To estimate ${\displaystyle \mathbf {K} }$, we either use known pedigree structure to define ${\displaystyle \mathbf {K} }$ or else use the empirical estimator

${\displaystyle \mathbf {K} ={\frac {1}{l}}\sum _{i=1}^{l}{(G_{i}-2f_{i}\mathbf {1} )(G_{i}-2f_{i}\mathbf {1} ) \over 4f_{i}(1-f_{i})}}$,

where ${\displaystyle l}$ is the count of variants, ${\displaystyle G_{i}}$ and ${\displaystyle f_{i}}$ are the genotype vector and estimated allele frequency for the ${\displaystyle i^{th}}$ variant, respectively. Each element in ${\displaystyle G_{i}}$ encodes the minor allele count for one individual. Model parameters ${\displaystyle {\hat {\boldsymbol {\beta }}}}$, ${\displaystyle {\hat {\sigma _{g}^{2}}}}$ and ${\displaystyle {\hat {\sigma _{e}^{2}}}}$, are estimated using maximum likelihood and the efficient algorithm described in Lippert et. al.
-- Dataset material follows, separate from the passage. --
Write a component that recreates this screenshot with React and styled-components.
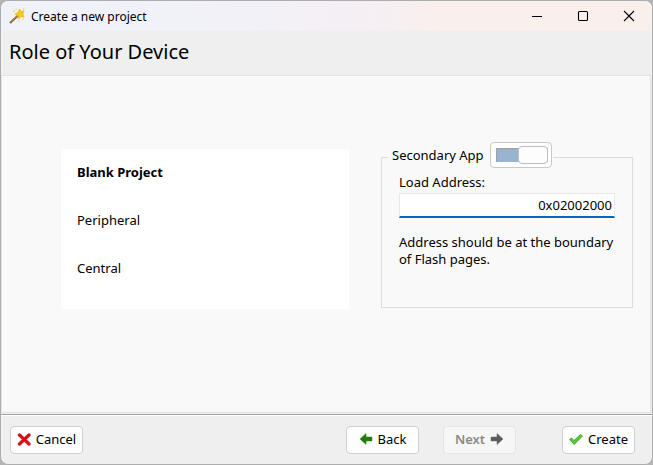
import React, { useState } from "react";
import styled, { createGlobalStyle } from "styled-components";

const GlobalStyle = createGlobalStyle`
  *, *::before, *::after { box-sizing: border-box; }
  body { margin: 0; background: #b4b4b4; }
  body, button, input {
    font-family: "Noto Sans", "Open Sans", sans-serif;
    font-size: 13px;
    line-height: 17px;
    color: #000;
  }
`;

const Window = styled.div`
  display: flex;
  flex-direction: column;
  min-height: 100vh;
  border: 1px solid #adadad;
  border-radius: 8px;
  background: #efefef;
  overflow: hidden;
`;

const TitleBar = styled.header`
  display: flex;
  align-items: center;
  height: 30px;
  padding-left: 8px;
  background: linear-gradient(90deg, #f0f2fa 0%, #f2f1f8 38%, #f5eff4 55%, #f9f0ed 68%, #f9f0ec 100%);
`;

const AppTitle = styled.span`
  flex: 1;
  padding-left: 6px;
  font-size: 12px;
`;

const CaptionButton = styled.button`
  display: flex;
  align-items: center;
  justify-content: center;
  width: 46px;
  height: 30px;
  padding: 0;
  border: 0;
  background: transparent;
`;

const Heading = styled.h1`
  margin: 0;
  padding: 8px 8px 10px;
  font-size: 20px;
  line-height: 26px;
  font-weight: 400;
`;

const Body = styled.main`
  flex: 1;
  display: grid;
  grid-template-columns: 8fr 7fr;
  align-items: start;
  gap: 32px;
  margin-right: 1px;
  padding: 66px 17px 16px 59px;
  border: 1px solid #e3e3e3;
  background: #f9f9f9;
`;

const RoleList = styled.ul`
  margin: 7px 0 0;
  padding: 0 0 16px;
  list-style: none;
  background: #fff;
`;

const RoleButton = styled.button`
  display: block;
  width: 100%;
  height: 48px;
  padding: 0 16px 2px;
  border: 0;
  background: transparent;
  text-align: left;
  font-weight: ${(p) => (p.$selected ? 700 : 400)};
`;

const Group = styled.fieldset`
  min-width: 0;
  min-height: 166px;
  margin: 0;
  padding: 0 17px;
  border: 1px solid #dcdcdc;
`;

const Legend = styled.legend`
  display: flex;
  margin-left: -11px;
  padding: 0 1px 5px 4px;
`;

const LegendLabel = styled.label`
  display: flex;
  align-items: center;
  gap: 6px;
  line-height: 26px;
`;

const SwitchFrame = styled.span`
  display: flex;
  align-items: center;
  width: 62px;
  height: 26px;
  padding: 0 3px 0 5px;
  border: 1px solid #c9c9c9;
  border-radius: 4px;
  background: #fdfdfd;
`;

const Switch = styled.input`
  appearance: none;
  display: flex;
  align-items: center;
  justify-content: ${(p) => (p.checked ? "flex-end" : "flex-start")};
  width: 100%;
  height: 14px;
  margin: 0;
  background: ${(p) => (p.checked ? "#99b4d1" : "#dcdcdc")};
  box-shadow: inset 1px 1px #a0a0a0;

  &::before {
    content: "";
    flex: none;
    width: 30px;
    height: 18px;
    border: 1px solid #bdbdbd;
    border-radius: 4px;
    background: #fdfdfd;
  }
`;

const FieldLabel = styled.label`
  display: block;
  margin-bottom: 2px;
  line-height: 18px;
`;

const AddressInput = styled.input`
  display: block;
  width: 100%;
  height: 25px;
  padding: 0 2px;
  border: 1px solid #e8e8e8;
  border-bottom: 2px solid #0067c0;
  background: #fff;
  text-align: right;
  outline: none;
`;

const Hint = styled.p`
  margin: 16px 0 0;
`;

const Footer = styled.footer`
  display: flex;
  align-items: center;
  gap: 24px;
  height: 50px;
  margin-top: 1px;
  padding: 0 17px 0 9px;
  border-top: 1px solid #a0a0a0;
  box-shadow: inset 0 1px #fff;
`;

const Spacer = styled.div`
  flex: 1;
`;

const ActionButton = styled.button`
  display: flex;
  align-items: center;
  justify-content: center;
  gap: 5px;
  width: 73px;
  height: 28px;
  padding: 0;
  border: 1px solid #cfcfcf;
  border-radius: 4px;
  background: #fdfdfd;

  &:disabled {
    border-color: #e5e5e5;
    background: #f6f6f6;
    color: #8a8a8a;
    font-weight: 600;
  }
`;

const CreateSlot = styled.div`
  margin-left: 22px;
`;

const WandIcon = () => (
  <svg width="16" height="16" viewBox="0 0 16 16" aria-hidden="true">
    <path d="M1 15 9 7.500" stroke="#83602f" strokeWidth="2" />
    <path d="M1 14.500 8.500 7.500" stroke="#c79a58" strokeWidth="0.800" />
    <path d="m10.500 1 1.500 2.500 3-.5-1.300 3 1.300 3-3-.6L9.500 11 9 7.600 6 6l3-1.500z" fill="#f9cc14" stroke="#eeb81d" strokeWidth="0.900" />
    <path d="M4 2.500h2v1.500H4zM6.500 0.500h1.500v1H6.500zM14 0.500h1.500V2H14zM13.500 10.500h1.500V12h-1.500zM9 12h1.500v1.500H9z" fill="#f3d77c" />
  </svg>
);

const MinimizeIcon = () => (
  <svg width="12" height="12" viewBox="0 0 12 12" aria-hidden="true">
    <path d="M1 6.500h10" stroke="#000" />
  </svg>
);

const MaximizeIcon = () => (
  <svg width="12" height="12" viewBox="0 0 12 12" aria-hidden="true">
    <rect x="1.500" y="1.500" width="9" height="9" rx="1" fill="none" stroke="#000" strokeWidth="1.100" />
  </svg>
);

const CloseIcon = () => (
  <svg width="12" height="12" viewBox="0 0 12 12" aria-hidden="true">
    <path d="m1 1 10 10M11 1 1 11" stroke="#000" strokeWidth="1.100" />
  </svg>
);

const CancelIcon = () => (
  <svg width="14" height="14" viewBox="0 0 14 14" aria-hidden="true">
    <path d="m2.500 2 9.500 9M12 2l-9.500 9" stroke="#b5353b" strokeWidth="3.400" strokeLinecap="round" />
    <path d="m2.500 2 9.500 9M12 2l-9.500 9" stroke="#e30613" strokeWidth="2.200" strokeLinecap="round" />
  </svg>
);

const ArrowLeftIcon = () => (
  <svg width="14" height="14" viewBox="0 0 14 14" aria-hidden="true">
    <path d="M1 6 7 0.500v3.500h6v4H7V11.500z" fill="#217a0b" stroke="#2f8c1a" strokeWidth="0.500" />
  </svg>
);

const ArrowRightIcon = () => (
  <svg width="14" height="14" viewBox="0 0 14 14" aria-hidden="true">
    <path d="M13 6 7 0.500v3.500H1v4h6V11.500z" fill="#5c5c5c" stroke="#6a6a6a" strokeWidth="0.500" />
  </svg>
);

const CheckIcon = () => (
  <svg width="14" height="14" viewBox="0 0 14 14" aria-hidden="true">
    <path d="m0.500 6.500 2-1.500L5 7.500 11.500 1.500 13.500 3 5.200 11.500z" fill="#55c832" stroke="#3f9a2e" strokeWidth="0.800" />
  </svg>
);

const roles = ["Blank Project", "Peripheral", "Central"];

export default function App() {
  const [role, setRole] = useState(roles[0]);
  const [secondary, setSecondary] = useState(true);
  const [address, setAddress] = useState("0x02002000");

  return (
    <>
      <GlobalStyle />
      <Window>
        <TitleBar>
          <WandIcon />
          <AppTitle>Create a new project</AppTitle>
          <CaptionButton type="button" aria-label="Minimize"><MinimizeIcon /></CaptionButton>
          <CaptionButton type="button" aria-label="Maximize"><MaximizeIcon /></CaptionButton>
          <CaptionButton type="button" aria-label="Close"><CloseIcon /></CaptionButton>
        </TitleBar>
        <Heading>Role of Your Device</Heading>
        <Body>
          <RoleList aria-label="Role">
            {roles.map((name) => (
              <li key={name}>
                <RoleButton
                  type="button"
                  $selected={name === role}
                  aria-pressed={name === role}
                  onClick={() => setRole(name)}
                >
                  {name}
                </RoleButton>
              </li>
            ))}
          </RoleList>
          <Group>
            <Legend>
              <LegendLabel>
                Secondary App
                <SwitchFrame>
                  <Switch
                    type="checkbox"
                    role="switch"
                    checked={secondary}
                    onChange={(e) => setSecondary(e.target.checked)}
                  />
                </SwitchFrame>
              </LegendLabel>
            </Legend>
            <FieldLabel htmlFor="load-address">Load Address:</FieldLabel>
            <AddressInput
              id="load-address"
              type="text"
              value={address}
              disabled={!secondary}
              onChange={(e) => setAddress(e.target.value)}
            />
            <Hint>Address should be at the boundary of Flash pages.</Hint>
          </Group>
        </Body>
        <Footer>
          <ActionButton type="button"><CancelIcon />Cancel</ActionButton>
          <Spacer />
          <ActionButton type="button"><ArrowLeftIcon />Back</ActionButton>
          <ActionButton type="button" disabled>Next<ArrowRightIcon /></ActionButton>
          <CreateSlot>
            <ActionButton type="button"><CheckIcon />Create</ActionButton>
          </CreateSlot>
        </Footer>
      </Window>
    </>
  );
}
For convenience, let the estimated covariance matrix of ${\displaystyle \mathbf {y} }$ be ${\displaystyle {\hat {\boldsymbol {\Omega }}}={\hat {\sigma _{g}^{2}}}\mathbf {K} +{\hat {\sigma _{e}^{2}}}\mathbf {I} }$.

Chromosome X

To analyze markers on chromosome X, we fit an extra variance components ${\displaystyle {{\sigma _{g}}_{X}}^{2}}$, to model the variance explained by chromosome X. A kinship for chromosome X, ${\displaystyle {\boldsymbol {K_{X}}}}$, can be estimated either from a pedigree, or from genotypes of marker from chromosome X. Then the estimated covariance matrix can be written as ${\displaystyle {\hat {\boldsymbol {\Omega }}}={\hat {\sigma _{g}^{2}}}\mathbf {K} +{\hat {{\sigma _{g}}_{X}^{2}}}\mathbf {K_{X}} +{\hat {\sigma _{e}^{2}}}\mathbf {I} }$.